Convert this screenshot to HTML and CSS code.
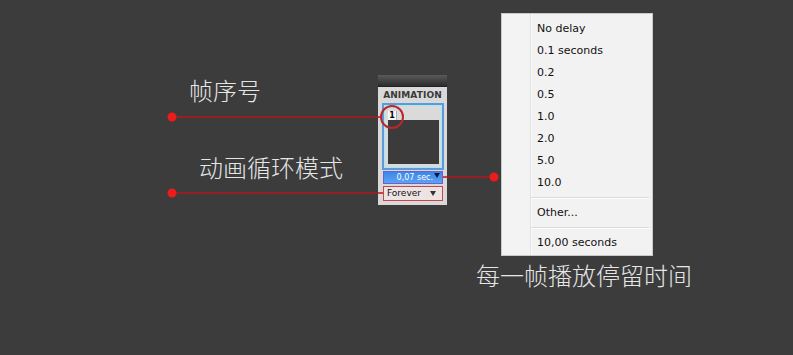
FILE: index.html
```html
<!DOCTYPE html>
<html lang="zh">

<head>
    <meta charset="UTF-8">
    <title>Animation</title>
    <link rel="stylesheet" href="styles.css">
</head>

<body>
    <div class="canvas">
        <div class="note note-frame">帧序号</div>
        <div class="note note-loop">动画循环模式</div>
        <div class="note note-delay">每一帧播放停留时间</div>

        <div class="panel">
            <div class="panel-bar"></div>
            <div class="panel-title">ANIMATION</div>
            <div class="frames">
                <div class="frame">
                    <span class="frame-num">1</span>
                    <div class="thumb"></div>
                </div>
            </div>
            <div class="delay">0,07 sec.<span class="delay-arrow"></span></div>
            <div class="loop">Forever<span class="loop-arrow"></span></div>
        </div>

        <div class="menu">
            <div class="menu-item">No delay</div>
            <div class="menu-item">0.1 seconds</div>
            <div class="menu-item">0.2</div>
            <div class="menu-item">0.5</div>
            <div class="menu-item">1.0</div>
            <div class="menu-item">2.0</div>
            <div class="menu-item">5.0</div>
            <div class="menu-item">10.0</div>
            <div class="menu-sep"></div>
            <div class="menu-item">Other...</div>
            <div class="menu-sep"></div>
            <div class="menu-item">10,00 seconds</div>
        </div>

        <svg class="marks" width="793" height="355">
            <line x1="172" y1="117" x2="381" y2="117" stroke="#b3171b" stroke-width="1.5" />
            <line x1="172" y1="193" x2="383" y2="193" stroke="#b3171b" stroke-width="1.5" />
            <line x1="443" y1="177" x2="494" y2="177" stroke="#b3171b" stroke-width="1.5" />
            <circle cx="172" cy="117" r="4.5" fill="#ec1c1c" />
            <circle cx="172" cy="193" r="4.5" fill="#ec1c1c" />
            <circle cx="494" cy="177" r="4.5" fill="#ec1c1c" />
            <circle cx="392" cy="117" r="11" fill="none" stroke="#b8282c" stroke-width="2" />
        </svg>
    </div>
</body>

</html>
```

FILE: styles.css
```css
body {
    margin: 0;
    padding: 0;
    background-color: #3c3c3c;
}

.canvas {
    position: relative;
    width: 793px;
    height: 355px;
    background-color: #3c3c3c;
    overflow: hidden;
}

.note {
    position: absolute;
    color: #e6e6e6;
    font-family: "Noto Sans CJK SC", sans-serif;
    font-weight: 300;
    font-size: 24px;
    line-height: 1;
    white-space: nowrap;
}

.note-frame {
    left: 189px;
    top: 78px;
}

.note-loop {
    left: 199px;
    top: 155px;
}

.note-delay {
    left: 476px;
    top: 263px;
}

.panel {
    position: absolute;
    left: 378px;
    top: 75px;
    width: 69px;
    height: 130px;
    background-color: #d9d9d9;
    font-family: "DejaVu Sans", sans-serif;
    box-sizing: border-box;
    padding-bottom: 5px;
}

.panel-bar {
    height: 11px;
    background: linear-gradient(#5a5a5a, #2c2c2c);
    border-bottom: 1px solid #222;
}

.panel-title {
    height: 16px;
    line-height: 16px;
    font-size: 9px;
    font-weight: bold;
    letter-spacing: 0.1px;
    color: #3a3a3a;
    text-align: center;
}

.frames {
    margin: 0 3px 0 4px;
    padding: 2px;
    background-color: #5c9ad8;
    height: 63px;
}

.frame {
    position: relative;
    border: 1px solid #a9e6f6;
    background-color: #dadada;
    padding: 14px 2px 3px 3px;
    box-sizing: border-box;
    height: 63px;
}

.frame-num {
    position: absolute;
    left: 3px;
    top: 5px;
    width: 8px;
    height: 9px;
    background-color: #f6f6f6;
    border-right: 1px solid #b0b0b0;
    font-size: 8px;
    font-weight: bold;
    line-height: 9px;
    text-align: center;
    color: #000;
}

.thumb {
    height: 44px;
    background-color: #3b3b3b;
}

.delay {
    position: relative;
    margin: 1px 4px 0 5px;
    height: 11px;
    border: 1px solid #6c5fd0;
    background: linear-gradient(#3a86ea, #5ea2f0);
    color: #fff;
    font-size: 8px;
    line-height: 11px;
    text-align: right;
    padding-right: 9px;
}

.delay-arrow {
    position: absolute;
    right: 2px;
    top: 1px;
    border-left: 3px solid transparent;
    border-right: 3px solid transparent;
    border-top: 5px solid #101840;
}

.loop {
    position: relative;
    margin: 2px 4px 0 5px;
    height: 13px;
    border: 1px solid #c8464a;
    background-color: #eee3e3;
    color: #111;
    font-size: 9px;
    line-height: 13px;
    padding-left: 3px;
}

.loop-arrow {
    position: absolute;
    right: 6px;
    top: 4px;
    border-left: 3px solid transparent;
    border-right: 3px solid transparent;
    border-top: 5px solid #333;
}

.menu {
    position: absolute;
    left: 501px;
    top: 13px;
    width: 152px;
    height: 243px;
    box-sizing: border-box;
    padding: 4px 0 3px 0;
    background: linear-gradient(to right, #f3f3f3 28px, #e2e2e2 28px, #e2e2e2 29px, #fafafa 29px, #fafafa 30px, #f2f2f2 30px);
    border: 1px solid #c9c9c9;
    font-family: "DejaVu Sans", sans-serif;
    font-size: 11px;
    color: #111;
}

.menu-item {
    height: 22px;
    line-height: 22px;
    padding-left: 35px;
}

.menu-sep {
    height: 8px;
    margin-left: 29px;
    margin-right: 3px;
    background: linear-gradient(transparent 3px, #dadada 3px, #dadada 4px, #fff 4px, #fff 5px, transparent 5px);
}

.marks {
    position: absolute;
    left: 0;
    top: 0;
    pointer-events: none;
}
```
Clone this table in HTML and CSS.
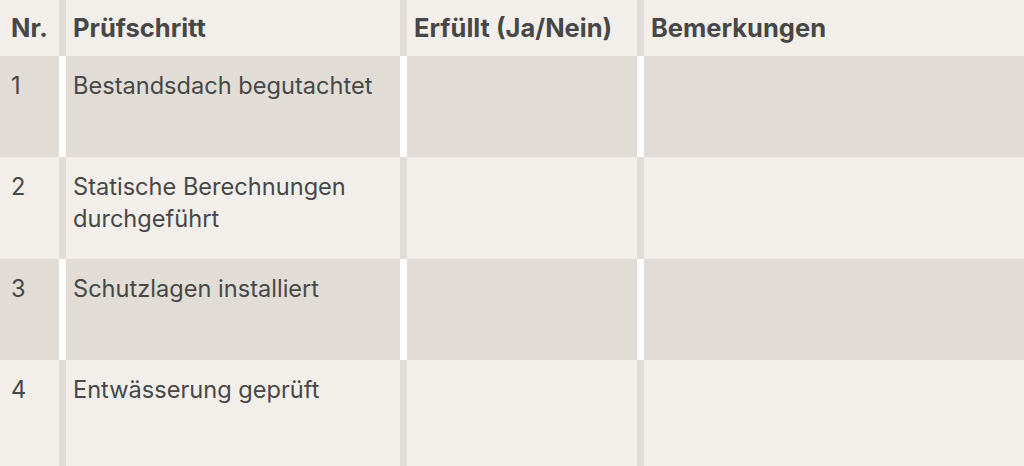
FILE: index.html
```html
<!DOCTYPE html>
<html lang="de">
<head>
<meta charset="utf-8">
<link rel="stylesheet" href="styles.css">
</head>
<body>
<div class="table">
  <div class="row head">
    <div class="cell c-nr">Nr.</div>
    <div class="cell">Prüfschritt</div>
    <div class="cell">Erfüllt (Ja/Nein)</div>
    <div class="cell">Bemerkungen</div>
  </div>
  <div class="row dark">
    <div class="cell c-nr">1</div>
    <div class="cell">Bestandsdach begutachtet</div>
    <div class="cell"></div>
    <div class="cell"></div>
  </div>
  <div class="row light">
    <div class="cell c-nr">2</div>
    <div class="cell">Statische Berechnungen durchgeführt</div>
    <div class="cell"></div>
    <div class="cell"></div>
  </div>
  <div class="row dark">
    <div class="cell c-nr">3</div>
    <div class="cell">Schutzlagen installiert</div>
    <div class="cell"></div>
    <div class="cell"></div>
  </div>
  <div class="row light last">
    <div class="cell c-nr">4</div>
    <div class="cell">Entwässerung geprüft</div>
    <div class="cell"></div>
    <div class="cell"></div>
  </div>
</div>
</body>
</html>
```

FILE: styles.css
```css
html, body {
  margin: 0;
  padding: 0;
  overflow: hidden;
  background: #f2efeb;
}
body {
  font-family: "Inter", "Liberation Sans", sans-serif;
  color: #474747;
  width: 1024px;
  height: 466px;
}
.table {
  display: flex;
  flex-direction: column;
}
.row {
  display: grid;
  grid-template-columns: 59px 334px 230px 1fr;
  column-gap: 7px;
}
.head, .light {
  background: #e1ddd6;
}
.dark {
  background: #ffffff;
}
.cell {
  box-sizing: border-box;
  padding: 14px 7px 0 7px;
  font-size: 23.6px;
  line-height: 32px;
}
.c-nr {
  padding-left: 11px;
}
.head .cell {
  background: #f2efeb;
  height: 56px;
  padding-top: 12px;
  font-size: 25.5px;
  font-weight: 700;
}
.dark .cell {
  background: #e1ddd6;
  height: 101px;
}
.light .cell {
  background: #f2efeb;
  height: 102px;
}
.last .cell {
  height: 110px;
}
```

■ ■ ■ ■ ■

Each record above should come back exactly the same, only without its pictures.

- [WRITTEN RESPONSE]
Convert this screenshot to HTML and CSS code.
FILE: index.html
```html
<!DOCTYPE html>
<html lang="zh">

<head>
    <meta charset="UTF-8">
    <title>Animation</title>
    <link rel="stylesheet" href="styles.css">
</head>

<body>
    <div class="canvas">
        <div class="note note-frame">帧序号</div>
        <div class="note note-loop">动画循环模式</div>
        <div class="note note-delay">每一帧播放停留时间</div>

        <div class="panel">
            <div class="panel-bar"></div>
            <div class="panel-title">ANIMATION</div>
            <div class="frames">
                <div class="frame">
                    <span class="frame-num">1</span>
                    <div class="thumb"></div>
                </div>
            </div>
            <div class="delay">0,07 sec.<span class="delay-arrow"></span></div>
            <div class="loop">Forever<span class="loop-arrow"></span></div>
        </div>

        <div class="menu">
            <div class="menu-item">No delay</div>
            <div class="menu-item">0.1 seconds</div>
            <div class="menu-item">0.2</div>
            <div class="menu-item">0.5</div>
            <div class="menu-item">1.0</div>
            <div class="menu-item">2.0</div>
            <div class="menu-item">5.0</div>
            <div class="menu-item">10.0</div>
            <div class="menu-sep"></div>
            <div class="menu-item">Other...</div>
            <div class="menu-sep"></div>
            <div class="menu-item">10,00 seconds</div>
        </div>

        <svg class="marks" width="793" height="355">
            <line x1="172" y1="117" x2="381" y2="117" stroke="#b3171b" stroke-width="1.5" />
            <line x1="172" y1="193" x2="383" y2="193" stroke="#b3171b" stroke-width="1.5" />
            <line x1="443" y1="177" x2="494" y2="177" stroke="#b3171b" stroke-width="1.5" />
            <circle cx="172" cy="117" r="4.5" fill="#ec1c1c" />
            <circle cx="172" cy="193" r="4.5" fill="#ec1c1c" />
            <circle cx="494" cy="177" r="4.5" fill="#ec1c1c" />
            <circle cx="392" cy="117" r="11" fill="none" stroke="#b8282c" stroke-width="2" />
        </svg>
    </div>
</body>

</html>
```

FILE: styles.css
```css
body {
    margin: 0;
    padding: 0;
    background-color: #3c3c3c;
}

.canvas {
    position: relative;
    width: 793px;
    height: 355px;
    background-color: #3c3c3c;
    overflow: hidden;
}

.note {
    position: absolute;
    color: #e6e6e6;
    font-family: "Noto Sans CJK SC", sans-serif;
    font-weight: 300;
    font-size: 24px;
    line-height: 1;
    white-space: nowrap;
}

.note-frame {
    left: 189px;
    top: 78px;
}

.note-loop {
    left: 199px;
    top: 155px;
}

.note-delay {
    left: 476px;
    top: 263px;
}

.panel {
    position: absolute;
    left: 378px;
    top: 75px;
    width: 69px;
    height: 130px;
    background-color: #d9d9d9;
    font-family: "DejaVu Sans", sans-serif;
    box-sizing: border-box;
    padding-bottom: 5px;
}

.panel-bar {
    height: 11px;
    background: linear-gradient(#5a5a5a, #2c2c2c);
    border-bottom: 1px solid #222;
}

.panel-title {
    height: 16px;
    line-height: 16px;
    font-size: 9px;
    font-weight: bold;
    letter-spacing: 0.1px;
    color: #3a3a3a;
    text-align: center;
}

.frames {
    margin: 0 3px 0 4px;
    padding: 2px;
    background-color: #5c9ad8;
    height: 63px;
}

.frame {
    position: relative;
    border: 1px solid #a9e6f6;
    background-color: #dadada;
    padding: 14px 2px 3px 3px;
    box-sizing: border-box;
    height: 63px;
}

.frame-num {
    position: absolute;
    left: 3px;
    top: 5px;
    width: 8px;
    height: 9px;
    background-color: #f6f6f6;
    border-right: 1px solid #b0b0b0;
    font-size: 8px;
    font-weight: bold;
    line-height: 9px;
    text-align: center;
    color: #000;
}

.thumb {
    height: 44px;
    background-color: #3b3b3b;
}

.delay {
    position: relative;
    margin: 1px 4px 0 5px;
    height: 11px;
    border: 1px solid #6c5fd0;
    background: linear-gradient(#3a86ea, #5ea2f0);
    color: #fff;
    font-size: 8px;
    line-height: 11px;
    text-align: right;
    padding-right: 9px;
}

.delay-arrow {
    position: absolute;
    right: 2px;
    top: 1px;
    border-left: 3px solid transparent;
    border-right: 3px solid transparent;
    border-top: 5px solid #101840;
}

.loop {
    position: relative;
    margin: 2px 4px 0 5px;
    height: 13px;
    border: 1px solid #c8464a;
    background-color: #eee3e3;
    color: #111;
    font-size: 9px;
    line-height: 13px;
    padding-left: 3px;
}

.loop-arrow {
    position: absolute;
    right: 6px;
    top: 4px;
    border-left: 3px solid transparent;
    border-right: 3px solid transparent;
    border-top: 5px solid #333;
}

.menu {
    position: absolute;
    left: 501px;
    top: 13px;
    width: 152px;
    height: 243px;
    box-sizing: border-box;
    padding: 4px 0 3px 0;
    background: linear-gradient(to right, #f3f3f3 28px, #e2e2e2 28px, #e2e2e2 29px, #fafafa 29px, #fafafa 30px, #f2f2f2 30px);
    border: 1px solid #c9c9c9;
    font-family: "DejaVu Sans", sans-serif;
    font-size: 11px;
    color: #111;
}

.menu-item {
    height: 22px;
    line-height: 22px;
    padding-left: 35px;
}

.menu-sep {
    height: 8px;
    margin-left: 29px;
    margin-right: 3px;
    background: linear-gradient(transparent 3px, #dadada 3px, #dadada 4px, #fff 4px, #fff 5px, transparent 5px);
}

.marks {
    position: absolute;
    left: 0;
    top: 0;
    pointer-events: none;
}
```
Clone this table in HTML and CSS.
FILE: index.html
```html
<!DOCTYPE html>
<html lang="de">
<head>
<meta charset="utf-8">
<link rel="stylesheet" href="styles.css">
</head>
<body>
<div class="table">
  <div class="row head">
    <div class="cell c-nr">Nr.</div>
    <div class="cell">Prüfschritt</div>
    <div class="cell">Erfüllt (Ja/Nein)</div>
    <div class="cell">Bemerkungen</div>
  </div>
  <div class="row dark">
    <div class="cell c-nr">1</div>
    <div class="cell">Bestandsdach begutachtet</div>
    <div class="cell"></div>
    <div class="cell"></div>
  </div>
  <div class="row light">
    <div class="cell c-nr">2</div>
    <div class="cell">Statische Berechnungen durchgeführt</div>
    <div class="cell"></div>
    <div class="cell"></div>
  </div>
  <div class="row dark">
    <div class="cell c-nr">3</div>
    <div class="cell">Schutzlagen installiert</div>
    <div class="cell"></div>
    <div class="cell"></div>
  </div>
  <div class="row light last">
    <div class="cell c-nr">4</div>
    <div class="cell">Entwässerung geprüft</div>
    <div class="cell"></div>
    <div class="cell"></div>
  </div>
</div>
</body>
</html>
```

FILE: styles.css
```css
html, body {
  margin: 0;
  padding: 0;
  overflow: hidden;
  background: #f2efeb;
}
body {
  font-family: "Inter", "Liberation Sans", sans-serif;
  color: #474747;
  width: 1024px;
  height: 466px;
}
.table {
  display: flex;
  flex-direction: column;
}
.row {
  display: grid;
  grid-template-columns: 59px 334px 230px 1fr;
  column-gap: 7px;
}
.head, .light {
  background: #e1ddd6;
}
.dark {
  background: #ffffff;
}
.cell {
  box-sizing: border-box;
  padding: 14px 7px 0 7px;
  font-size: 23.6px;
  line-height: 32px;
}
.c-nr {
  padding-left: 11px;
}
.head .cell {
  background: #f2efeb;
  height: 56px;
  padding-top: 12px;
  font-size: 25.5px;
  font-weight: 700;
}
.dark .cell {
  background: #e1ddd6;
  height: 101px;
}
.light .cell {
  background: #f2efeb;
  height: 102px;
}
.last .cell {
  height: 110px;
}
```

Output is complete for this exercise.